James Cameron’s ego may be easy to mock, but he makes super-productions look easy and effortless. “Avatar: The Way of Water” has been in production for something like 50 years and cost two or three trillion dollars to produce, and yet it moves with a finesse that should be the envy of someone like Chazelle, let alone the hacks behind what we call a blockbuster these days. This cannot be overstated: James Cameron still makes movies that move. “The Way of Water” has none of the stilted, cut-and-paste, expository bluster that makes Marvel movies feel like classes in multiverse semiotics at Nerd Camp.
The action scenes are brawny and the middle hour of “The Way of Water,” a break from the narrative that allows the audience to swim with surprisingly poignant whales, induces legitimate awe.
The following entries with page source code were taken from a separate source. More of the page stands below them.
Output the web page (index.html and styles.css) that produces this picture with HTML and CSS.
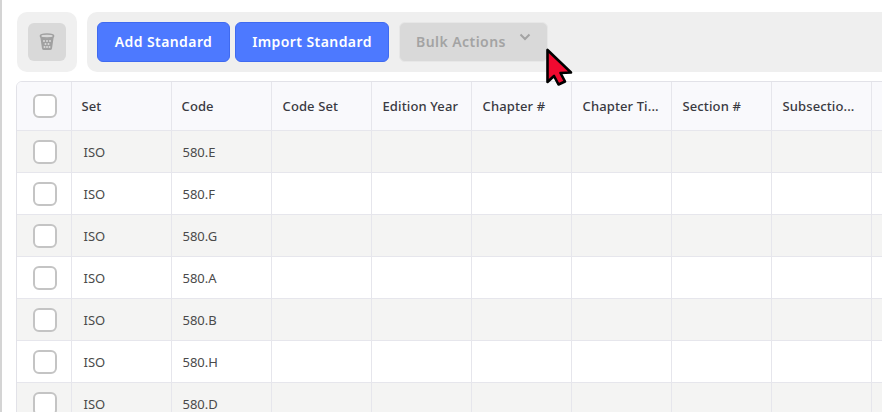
FILE: index.html
```html
<!DOCTYPE html>
<html lang="en">
<head>
<meta charset="utf-8">
<title>Standards</title>
<link rel="stylesheet" href="styles.css">
</head>
<body>
<div class="page">
  <div class="toolbar">
    <div class="trash-box">
      <button class="trash-btn" aria-label="Delete">
        <svg width="16" height="18" viewBox="0 0 16 18">
          <ellipse cx="8" cy="3" rx="6.6" ry="2" fill="none" stroke="#a0a0a0" stroke-width="1.6"/>
          <path d="M1.3 4 L3 15.5 Q3.3 17 5 17 H11 Q12.7 17 13 15.5 L14.7 4 Q8 6.5 1.3 4Z" fill="#a0a0a0"/>
          <g fill="#d8d8d8">
            <circle cx="5" cy="8" r="1"/><circle cx="8" cy="8" r="1"/><circle cx="11" cy="8" r="1"/>
            <circle cx="6.5" cy="11" r="1"/><circle cx="9.5" cy="11" r="1"/>
            <circle cx="5.5" cy="14" r="1"/><circle cx="8" cy="14" r="1"/><circle cx="10.5" cy="14" r="1"/>
          </g>
        </svg>
      </button>
    </div>
    <div class="actions">
      <button class="btn btn-primary btn-add">Add Standard</button>
      <button class="btn btn-primary btn-import">Import Standard</button>
      <button class="btn btn-bulk">Bulk Actions
        <svg class="chev" width="12" height="8" viewBox="0 0 12 8"><path d="M1.5 1.5 L6 6 L10.5 1.5" fill="none" stroke="#a3a3a3" stroke-width="2"/></svg>
      </button>
    </div>
  </div>
  <div class="table-wrap">
    <table>
      <thead>
        <tr>
          <th class="c-check"><span class="check"></span></th>
          <th>Set</th><th>Code</th><th>Code Set</th><th>Edition Year</th><th>Chapter #</th><th>Chapter Ti...</th><th>Section #</th><th>Subsectio...</th><th></th>
        </tr>
      </thead>
      <tbody>
        <tr><td class="c-check"><span class="check"></span></td><td>ISO</td><td>580.E</td><td></td><td></td><td></td><td></td><td></td><td></td><td></td></tr>
        <tr><td class="c-check"><span class="check"></span></td><td>ISO</td><td>580.F</td><td></td><td></td><td></td><td></td><td></td><td></td><td></td></tr>
        <tr><td class="c-check"><span class="check"></span></td><td>ISO</td><td>580.G</td><td></td><td></td><td></td><td></td><td></td><td></td><td></td></tr>
        <tr><td class="c-check"><span class="check"></span></td><td>ISO</td><td>580.A</td><td></td><td></td><td></td><td></td><td></td><td></td><td></td></tr>
        <tr><td class="c-check"><span class="check"></span></td><td>ISO</td><td>580.B</td><td></td><td></td><td></td><td></td><td></td><td></td><td></td></tr>
        <tr><td class="c-check"><span class="check"></span></td><td>ISO</td><td>580.H</td><td></td><td></td><td></td><td></td><td></td><td></td><td></td></tr>
        <tr><td class="c-check"><span class="check"></span></td><td>ISO</td><td>580.D</td><td></td><td></td><td></td><td></td><td></td><td></td><td></td></tr>
      </tbody>
    </table>
  </div>
  <svg class="cursor" width="32" height="42" viewBox="0 0 32 42">
    <path d="M4.5 3 L4.5 35 L11 29 L15.5 37.5 L22 34.5 L17.5 26 L28 25.5 Z" fill="#f00a30" stroke="#000" stroke-width="2.6" stroke-linejoin="round"/>
  </svg>
</div>
</body>
</html>
```
FILE: styles.css
```css
* { box-sizing: border-box; }
html, body { margin: 0; padding: 0; height: 100%; overflow: hidden; background: #fff; }
body { font-family: "Noto Sans", sans-serif; color: #3f3f46; }
.page {
  position: relative;
  height: 412px;
  width: 882px;
  overflow: hidden;
  border-left: 2px solid #d4d4d4;
  padding: 12px 0 0 14px;
}
.toolbar { display: flex; gap: 10px; height: 60px; width: 900px; margin-left: 1px; }
.trash-box {
  width: 60px; height: 60px; padding: 11px;
  background: #f0f0f0; border-radius: 10px;
}
.trash-btn {
  width: 38px; height: 38px; padding: 0; border: 0;
  background: #d9d9d9; border-radius: 6px;
  display: flex; align-items: center; justify-content: center;
}
.actions {
  flex: 1; display: flex; gap: 5px; padding: 10px;
  background: #efefef; border-radius: 10px;
}
.btn {
  height: 40px; padding: 0 0 2px; border-radius: 6px;
  font: 600 14px "Noto Sans", sans-serif; letter-spacing: .42px;
}
.btn-primary { background: #4d79ff; border: 1px solid #3f6af0; color: #fff; }
.btn-add { width: 133px; }
.btn-import { width: 154px; }
.btn-bulk {
  width: 149px; margin-left: 5px; padding: 0 16px 2px 16px;
  background: #d9d9d9; border: 1px solid #e7e7e7; color: #a3a3a3;
  display: flex; align-items: center; justify-content: space-between;
  letter-spacing: .45px;
}
.chev { margin: 0 0 8px; }
.table-wrap {
  margin-top: 9px; width: 900px;
  border: 1px solid #e2e2e8; border-radius: 6px 0 0 0; overflow: hidden;
}
table { border-collapse: collapse; table-layout: fixed; width: 900px; font-size: 13px; }
th, td {
  width: 100px; padding: 0 10px; text-align: left;
  border-right: 1px solid #e6e6ec; border-bottom: 1px solid #e6e6ec;
  white-space: nowrap;
}
th { height: 48px; background: #f9f9fc; font-weight: 500; color: #3a3a42; letter-spacing: .12px; }
th:nth-child(n+4) { padding-left: 11px; }
td { height: 42px; color: #4a4a4a; padding: 2px 11px 0; }
td:nth-child(2) { padding-left: 12px; }
th.c-check, td.c-check { width: 54px; padding: 0 0 0 16px; }
td.c-check { padding-top: 2px; }
th:last-child, td:last-child { width: 46px; }
tbody tr:nth-child(odd) td { background: #f4f4f3; }
.check {
  display: block; width: 24px; height: 24px;
  background: #fff; border: 2px solid #c4c4c4; border-radius: 6px;
}
.cursor { position: absolute; left: 541px; top: 47px; }
```
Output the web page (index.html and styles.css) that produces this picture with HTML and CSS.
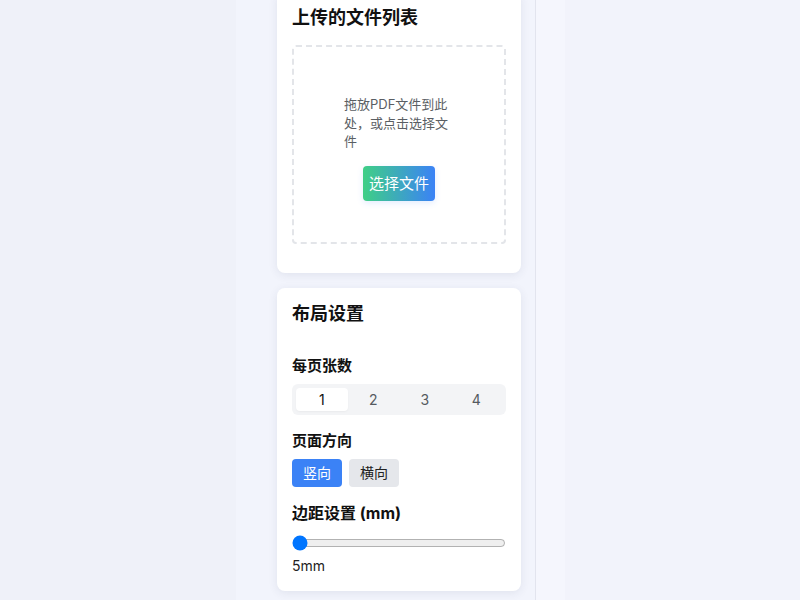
FILE: index.html
```html
<!DOCTYPE html>
<html lang="zh-CN">
<head>
<meta charset="utf-8">
<title>PDF 拼版</title>
<link rel="stylesheet" href="styles.css">
</head>
<body>
<div class="page">
  <div class="gutter-left"></div>
  <aside class="sidebar">
    <section class="card card-first">
      <h2 class="card-title">上传的文件列表</h2>
      <div class="dropzone">
        <p class="drop-text">拖放PDF文件到此处，或点击选择文件</p>
        <button class="btn-gradient" type="button">选择文件</button>
      </div>
    </section>
    <section class="card">
      <h2 class="card-title">布局设置</h2>
      <div class="group">
        <h3 class="label">每页张数</h3>
        <div class="segmented">
          <span class="seg-item active">1</span>
          <span class="seg-item">2</span>
          <span class="seg-item">3</span>
          <span class="seg-item">4</span>
        </div>
      </div>
      <div class="group">
        <h3 class="label">页面方向</h3>
        <div class="orient">
          <button class="btn-orient active" type="button">竖向</button>
          <button class="btn-orient" type="button">横向</button>
        </div>
      </div>
      <div class="group">
        <h3 class="label label-lg">边距设置 (mm)</h3>
        <input class="range" type="range" min="5" max="30" value="5">
        <div class="range-value">5mm</div>
      </div>
    </section>
  </aside>
  <div class="strip"></div>
  <main class="main"></main>
</div>
</body>
</html>
```
FILE: styles.css
```css
* { box-sizing: border-box; }
html, body { margin: 0; padding: 0; height: 100%; }
body {
  font-family: Inter, "Noto Sans CJK SC", sans-serif;
  color: #1f2328;
  background: #eff1f9;
  overflow: hidden;
}
.page {
  display: flex;
  min-height: 600px;
}
.gutter-left {
  width: 236px;
  flex: none;
  background: #eff1f9;
}
.sidebar {
  width: 300px;
  flex: none;
  background: #f2f4fc;
  border-right: 1px solid #e2e4ee;
  padding: 0 14px 0 41px;
  display: flex;
  flex-direction: column;
  gap: 15px;
}
.strip {
  width: 29px;
  flex: none;
  background: #f5f6fd;
}
.main {
  flex: 1;
  background: #f2f3fb;
}
.card {
  background: #ffffff;
  border-radius: 8px;
  box-shadow: 0 2px 10px rgba(40, 50, 90, 0.09);
  padding: 15px;
}
.card-first {
  margin-top: -8px;
}
.card-title {
  margin: 0 0 16px;
  font-size: 18px;
  line-height: 22px;
  font-weight: 700;
  color: #111;
}
.dropzone {
  border: 2px dashed #e3e5e9;
  border-radius: 4px;
  padding: 48px 0 41px;
  margin-bottom: 14px;
  display: flex;
  flex-direction: column;
  align-items: center;
}
.drop-text {
  margin: 0;
  width: 110px;
  font-size: 13px;
  line-height: 18.5px;
  color: #5a5e63;
}
.btn-gradient {
  margin-top: 15px;
  border: none;
  border-radius: 4px;
  padding: 8px 6px;
  font-family: inherit;
  font-size: 15px;
  line-height: 19px;
  color: #fff;
  background: linear-gradient(90deg, #3fcf86 0%, #3b82f6 100%);
  box-shadow: 0 2px 6px rgba(59, 130, 246, 0.15);
}
.group {
  margin-top: 15px;
}
.card-title + .group {
  margin-top: 30px;
}
.label {
  margin: 0 0 8px;
  font-size: 15px;
  line-height: 21px;
  font-weight: 700;
  color: #111;
}
.label-lg {
  font-size: 16px;
  line-height: 22px;
  margin-bottom: 8px;
}
.segmented {
  display: flex;
  background: #f3f4f6;
  border-radius: 6px;
  padding: 4px;
}
.seg-item {
  flex: 1;
  text-align: center;
  font-size: 14px;
  line-height: 23px;
  color: #555a60;
  border-radius: 4px;
}
.seg-item.active {
  background: #fff;
  color: #111;
  box-shadow: 0 1px 2px rgba(0, 0, 0, 0.04);
}
.orient {
  display: flex;
  gap: 7px;
  margin-top: 8px;
}
.btn-orient {
  border: none;
  border-radius: 4px;
  padding: 5px 11px;
  font-family: inherit;
  font-size: 14px;
  line-height: 18px;
  background: #e5e7eb;
  color: #222;
}
.btn-orient.active {
  background: #3b82f6;
  color: #fff;
}
.range {
  display: block;
  width: 100%;
  margin: 11px 0 0;
}
.range-value {
  margin-top: 5px;
  font-size: 14px;
  line-height: 20px;
  color: #222;
}
```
The plot alternates between the skeletal and the nonsensical, and no, Cameron still hasn’t reconciled his Earth Day messaging with his fetish for violence and hardware. I can live with those conflicts, but Cameron’s lack of conceptual imagination is grating: all these resources, all this effort to create a fictional Earth surrogate, and the film boils down to a stand-off on a sinking boat that suggests “Titanic” by way of “Under Siege.”
It’s as if Cameron, lost for years in the vistas of his Pandora and the demands of who-knows-how-many “Avatar” sequels to come, started longing for the primitive pleasures of the 1980s-era action that initially burnished his legend. I don’t blame him, for all his might and daring Cameron has never topped the comparatively lo-fi “Aliens.” Yet we can’t take him for granted or write “The Way of Water” off either. It is a true achievement of spectacle: of color, composition, and soaring battles of cause-and-effect propulsion that shame the imaginations of even unfettered adolescents. Chazelle, an apprentice, can’t admit that his impulses are essentially adolescent, while Cameron doubles down on this tendency, electing himself King Conan of his own realm.
“Babylon” and “Avatar: The Way of Water” are both currently playing in theaters.